## BEGIN Supplied data

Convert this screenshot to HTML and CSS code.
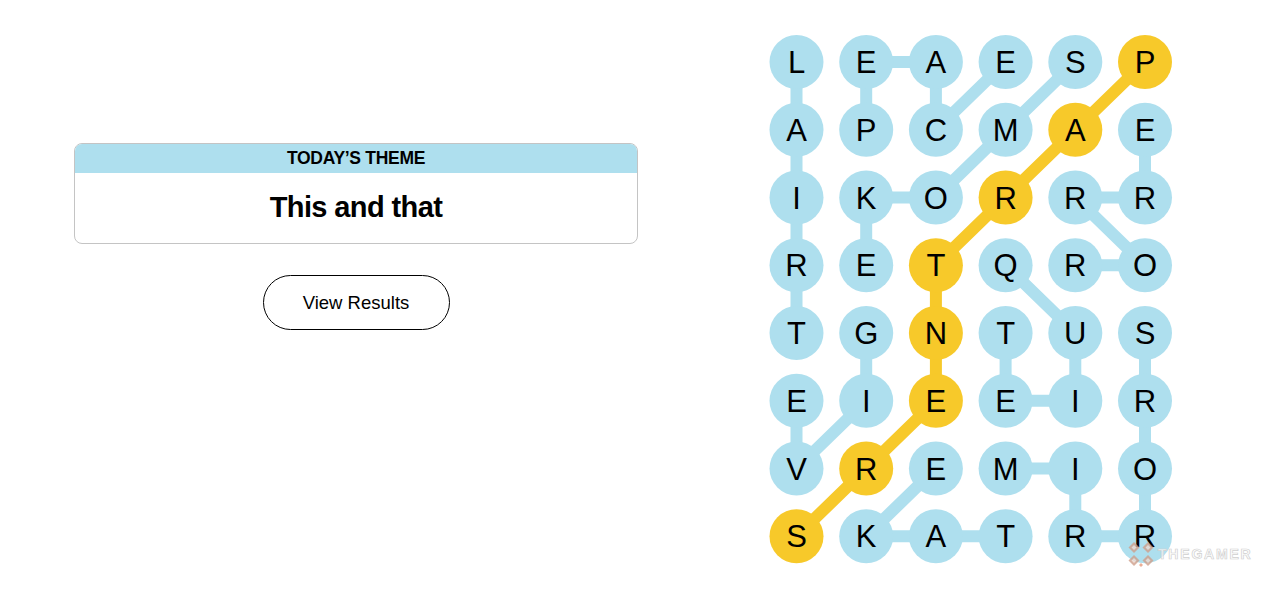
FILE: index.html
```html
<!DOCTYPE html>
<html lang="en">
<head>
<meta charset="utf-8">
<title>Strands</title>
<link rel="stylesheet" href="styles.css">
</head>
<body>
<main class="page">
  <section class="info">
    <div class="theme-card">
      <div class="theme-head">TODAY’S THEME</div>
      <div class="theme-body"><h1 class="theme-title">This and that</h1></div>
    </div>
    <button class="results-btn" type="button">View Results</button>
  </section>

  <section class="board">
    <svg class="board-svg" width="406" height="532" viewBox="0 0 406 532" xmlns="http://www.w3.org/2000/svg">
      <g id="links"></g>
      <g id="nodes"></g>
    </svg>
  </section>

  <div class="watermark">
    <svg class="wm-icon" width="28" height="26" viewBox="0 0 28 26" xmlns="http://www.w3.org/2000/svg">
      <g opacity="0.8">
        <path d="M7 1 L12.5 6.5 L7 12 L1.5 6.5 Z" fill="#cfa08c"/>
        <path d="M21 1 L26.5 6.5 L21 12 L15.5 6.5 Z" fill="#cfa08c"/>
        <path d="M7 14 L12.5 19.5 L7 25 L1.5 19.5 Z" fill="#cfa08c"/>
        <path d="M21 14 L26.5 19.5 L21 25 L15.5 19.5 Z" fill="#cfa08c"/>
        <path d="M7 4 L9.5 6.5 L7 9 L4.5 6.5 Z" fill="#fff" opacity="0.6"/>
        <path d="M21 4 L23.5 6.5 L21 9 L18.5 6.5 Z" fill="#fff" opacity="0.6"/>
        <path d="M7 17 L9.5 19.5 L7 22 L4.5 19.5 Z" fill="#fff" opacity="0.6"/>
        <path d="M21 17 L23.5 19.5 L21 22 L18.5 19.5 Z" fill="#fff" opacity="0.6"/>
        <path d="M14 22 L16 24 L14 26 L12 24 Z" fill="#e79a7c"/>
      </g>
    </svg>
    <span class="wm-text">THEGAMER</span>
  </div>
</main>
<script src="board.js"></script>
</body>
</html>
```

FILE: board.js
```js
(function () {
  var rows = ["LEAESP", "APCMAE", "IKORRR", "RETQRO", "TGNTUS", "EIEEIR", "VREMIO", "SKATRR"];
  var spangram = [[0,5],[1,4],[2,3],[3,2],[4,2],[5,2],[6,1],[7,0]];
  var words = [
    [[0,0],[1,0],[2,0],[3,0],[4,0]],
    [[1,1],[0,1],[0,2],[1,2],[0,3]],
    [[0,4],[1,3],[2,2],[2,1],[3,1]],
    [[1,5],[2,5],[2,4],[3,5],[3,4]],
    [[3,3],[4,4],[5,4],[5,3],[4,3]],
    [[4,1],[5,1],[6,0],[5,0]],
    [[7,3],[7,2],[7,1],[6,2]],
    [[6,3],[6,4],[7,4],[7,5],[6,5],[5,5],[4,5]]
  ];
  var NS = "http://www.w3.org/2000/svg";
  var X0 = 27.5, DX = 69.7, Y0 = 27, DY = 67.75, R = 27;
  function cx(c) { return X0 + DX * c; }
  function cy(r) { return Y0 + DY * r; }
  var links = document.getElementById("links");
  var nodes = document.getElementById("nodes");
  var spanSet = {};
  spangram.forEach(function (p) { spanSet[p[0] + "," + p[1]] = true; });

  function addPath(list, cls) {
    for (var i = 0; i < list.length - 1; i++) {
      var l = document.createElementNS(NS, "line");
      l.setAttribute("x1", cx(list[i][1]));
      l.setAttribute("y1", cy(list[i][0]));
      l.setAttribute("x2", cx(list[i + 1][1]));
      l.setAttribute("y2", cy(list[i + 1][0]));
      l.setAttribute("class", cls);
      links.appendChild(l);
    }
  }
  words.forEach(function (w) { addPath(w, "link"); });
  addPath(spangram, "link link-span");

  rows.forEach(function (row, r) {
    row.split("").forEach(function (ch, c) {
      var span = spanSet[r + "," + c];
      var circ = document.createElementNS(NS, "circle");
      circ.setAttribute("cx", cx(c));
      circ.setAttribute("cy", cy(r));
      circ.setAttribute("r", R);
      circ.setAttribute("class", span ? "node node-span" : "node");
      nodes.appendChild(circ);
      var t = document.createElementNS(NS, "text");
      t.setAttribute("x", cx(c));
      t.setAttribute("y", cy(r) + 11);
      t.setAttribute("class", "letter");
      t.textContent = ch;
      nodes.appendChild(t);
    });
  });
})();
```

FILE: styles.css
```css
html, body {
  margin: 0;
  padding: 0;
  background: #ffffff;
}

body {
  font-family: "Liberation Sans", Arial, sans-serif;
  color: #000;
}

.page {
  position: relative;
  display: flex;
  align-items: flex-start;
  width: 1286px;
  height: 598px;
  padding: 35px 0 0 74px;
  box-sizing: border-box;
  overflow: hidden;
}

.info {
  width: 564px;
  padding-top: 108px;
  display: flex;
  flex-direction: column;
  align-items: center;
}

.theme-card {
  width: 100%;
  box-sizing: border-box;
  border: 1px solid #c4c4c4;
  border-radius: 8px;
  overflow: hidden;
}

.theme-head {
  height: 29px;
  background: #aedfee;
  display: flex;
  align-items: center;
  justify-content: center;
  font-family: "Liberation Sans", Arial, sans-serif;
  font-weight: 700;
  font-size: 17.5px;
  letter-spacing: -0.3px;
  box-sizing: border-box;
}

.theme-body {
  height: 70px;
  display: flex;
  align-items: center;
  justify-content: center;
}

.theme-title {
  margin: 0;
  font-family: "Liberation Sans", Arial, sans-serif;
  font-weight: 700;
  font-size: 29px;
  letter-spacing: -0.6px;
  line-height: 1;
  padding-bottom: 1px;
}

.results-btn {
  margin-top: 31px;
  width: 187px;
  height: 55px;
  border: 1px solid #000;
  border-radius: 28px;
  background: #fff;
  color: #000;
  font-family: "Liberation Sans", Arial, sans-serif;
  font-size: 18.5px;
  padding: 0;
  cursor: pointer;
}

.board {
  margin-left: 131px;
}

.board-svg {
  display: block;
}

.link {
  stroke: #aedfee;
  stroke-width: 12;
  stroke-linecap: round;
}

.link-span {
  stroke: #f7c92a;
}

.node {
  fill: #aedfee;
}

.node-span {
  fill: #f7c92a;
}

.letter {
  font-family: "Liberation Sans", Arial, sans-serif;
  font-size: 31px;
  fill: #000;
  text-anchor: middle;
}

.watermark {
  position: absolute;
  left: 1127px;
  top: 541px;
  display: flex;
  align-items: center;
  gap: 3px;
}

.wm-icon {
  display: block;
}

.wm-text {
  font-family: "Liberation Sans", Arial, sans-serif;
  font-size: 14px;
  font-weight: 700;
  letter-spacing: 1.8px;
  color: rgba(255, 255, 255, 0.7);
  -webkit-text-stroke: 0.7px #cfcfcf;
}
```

## END Supplied data

* _Prompt_
Without the pictures, print the whole listing exactly as given.

* _Final answer_
Convert this screenshot to HTML and CSS code.
FILE: index.html
```html
<!DOCTYPE html>
<html lang="en">
<head>
<meta charset="utf-8">
<title>Strands</title>
<link rel="stylesheet" href="styles.css">
</head>
<body>
<main class="page">
  <section class="info">
    <div class="theme-card">
      <div class="theme-head">TODAY’S THEME</div>
      <div class="theme-body"><h1 class="theme-title">This and that</h1></div>
    </div>
    <button class="results-btn" type="button">View Results</button>
  </section>

  <section class="board">
    <svg class="board-svg" width="406" height="532" viewBox="0 0 406 532" xmlns="http://www.w3.org/2000/svg">
      <g id="links"></g>
      <g id="nodes"></g>
    </svg>
  </section>

  <div class="watermark">
    <svg class="wm-icon" width="28" height="26" viewBox="0 0 28 26" xmlns="http://www.w3.org/2000/svg">
      <g opacity="0.8">
        <path d="M7 1 L12.5 6.5 L7 12 L1.5 6.5 Z" fill="#cfa08c"/>
        <path d="M21 1 L26.5 6.5 L21 12 L15.5 6.5 Z" fill="#cfa08c"/>
        <path d="M7 14 L12.5 19.5 L7 25 L1.5 19.5 Z" fill="#cfa08c"/>
        <path d="M21 14 L26.5 19.5 L21 25 L15.5 19.5 Z" fill="#cfa08c"/>
        <path d="M7 4 L9.5 6.5 L7 9 L4.5 6.5 Z" fill="#fff" opacity="0.6"/>
        <path d="M21 4 L23.5 6.5 L21 9 L18.5 6.5 Z" fill="#fff" opacity="0.6"/>
        <path d="M7 17 L9.5 19.5 L7 22 L4.5 19.5 Z" fill="#fff" opacity="0.6"/>
        <path d="M21 17 L23.5 19.5 L21 22 L18.5 19.5 Z" fill="#fff" opacity="0.6"/>
        <path d="M14 22 L16 24 L14 26 L12 24 Z" fill="#e79a7c"/>
      </g>
    </svg>
    <span class="wm-text">THEGAMER</span>
  </div>
</main>
<script src="board.js"></script>
</body>
</html>
```

FILE: board.js
```js
(function () {
  var rows = ["LEAESP", "APCMAE", "IKORRR", "RETQRO", "TGNTUS", "EIEEIR", "VREMIO", "SKATRR"];
  var spangram = [[0,5],[1,4],[2,3],[3,2],[4,2],[5,2],[6,1],[7,0]];
  var words = [
    [[0,0],[1,0],[2,0],[3,0],[4,0]],
    [[1,1],[0,1],[0,2],[1,2],[0,3]],
    [[0,4],[1,3],[2,2],[2,1],[3,1]],
    [[1,5],[2,5],[2,4],[3,5],[3,4]],
    [[3,3],[4,4],[5,4],[5,3],[4,3]],
    [[4,1],[5,1],[6,0],[5,0]],
    [[7,3],[7,2],[7,1],[6,2]],
    [[6,3],[6,4],[7,4],[7,5],[6,5],[5,5],[4,5]]
  ];
  var NS = "http://www.w3.org/2000/svg";
  var X0 = 27.5, DX = 69.7, Y0 = 27, DY = 67.75, R = 27;
  function cx(c) { return X0 + DX * c; }
  function cy(r) { return Y0 + DY * r; }
  var links = document.getElementById("links");
  var nodes = document.getElementById("nodes");
  var spanSet = {};
  spangram.forEach(function (p) { spanSet[p[0] + "," + p[1]] = true; });

  function addPath(list, cls) {
    for (var i = 0; i < list.length - 1; i++) {
      var l = document.createElementNS(NS, "line");
      l.setAttribute("x1", cx(list[i][1]));
      l.setAttribute("y1", cy(list[i][0]));
      l.setAttribute("x2", cx(list[i + 1][1]));
      l.setAttribute("y2", cy(list[i + 1][0]));
      l.setAttribute("class", cls);
      links.appendChild(l);
    }
  }
  words.forEach(function (w) { addPath(w, "link"); });
  addPath(spangram, "link link-span");

  rows.forEach(function (row, r) {
    row.split("").forEach(function (ch, c) {
      var span = spanSet[r + "," + c];
      var circ = document.createElementNS(NS, "circle");
      circ.setAttribute("cx", cx(c));
      circ.setAttribute("cy", cy(r));
      circ.setAttribute("r", R);
      circ.setAttribute("class", span ? "node node-span" : "node");
      nodes.appendChild(circ);
      var t = document.createElementNS(NS, "text");
      t.setAttribute("x", cx(c));
      t.setAttribute("y", cy(r) + 11);
      t.setAttribute("class", "letter");
      t.textContent = ch;
      nodes.appendChild(t);
    });
  });
})();
```

FILE: styles.css
```css
html, body {
  margin: 0;
  padding: 0;
  background: #ffffff;
}

body {
  font-family: "Liberation Sans", Arial, sans-serif;
  color: #000;
}

.page {
  position: relative;
  display: flex;
  align-items: flex-start;
  width: 1286px;
  height: 598px;
  padding: 35px 0 0 74px;
  box-sizing: border-box;
  overflow: hidden;
}

.info {
  width: 564px;
  padding-top: 108px;
  display: flex;
  flex-direction: column;
  align-items: center;
}

.theme-card {
  width: 100%;
  box-sizing: border-box;
  border: 1px solid #c4c4c4;
  border-radius: 8px;
  overflow: hidden;
}

.theme-head {
  height: 29px;
  background: #aedfee;
  display: flex;
  align-items: center;
  justify-content: center;
  font-family: "Liberation Sans", Arial, sans-serif;
  font-weight: 700;
  font-size: 17.5px;
  letter-spacing: -0.3px;
  box-sizing: border-box;
}

.theme-body {
  height: 70px;
  display: flex;
  align-items: center;
  justify-content: center;
}

.theme-title {
  margin: 0;
  font-family: "Liberation Sans", Arial, sans-serif;
  font-weight: 700;
  font-size: 29px;
  letter-spacing: -0.6px;
  line-height: 1;
  padding-bottom: 1px;
}

.results-btn {
  margin-top: 31px;
  width: 187px;
  height: 55px;
  border: 1px solid #000;
  border-radius: 28px;
  background: #fff;
  color: #000;
  font-family: "Liberation Sans", Arial, sans-serif;
  font-size: 18.5px;
  padding: 0;
  cursor: pointer;
}

.board {
  margin-left: 131px;
}

.board-svg {
  display: block;
}

.link {
  stroke: #aedfee;
  stroke-width: 12;
  stroke-linecap: round;
}

.link-span {
  stroke: #f7c92a;
}

.node {
  fill: #aedfee;
}

.node-span {
  fill: #f7c92a;
}

.letter {
  font-family: "Liberation Sans", Arial, sans-serif;
  font-size: 31px;
  fill: #000;
  text-anchor: middle;
}

.watermark {
  position: absolute;
  left: 1127px;
  top: 541px;
  display: flex;
  align-items: center;
  gap: 3px;
}

.wm-icon {
  display: block;
}

.wm-text {
  font-family: "Liberation Sans", Arial, sans-serif;
  font-size: 14px;
  font-weight: 700;
  letter-spacing: 1.8px;
  color: rgba(255, 255, 255, 0.7);
  -webkit-text-stroke: 0.7px #cfcfcf;
}
```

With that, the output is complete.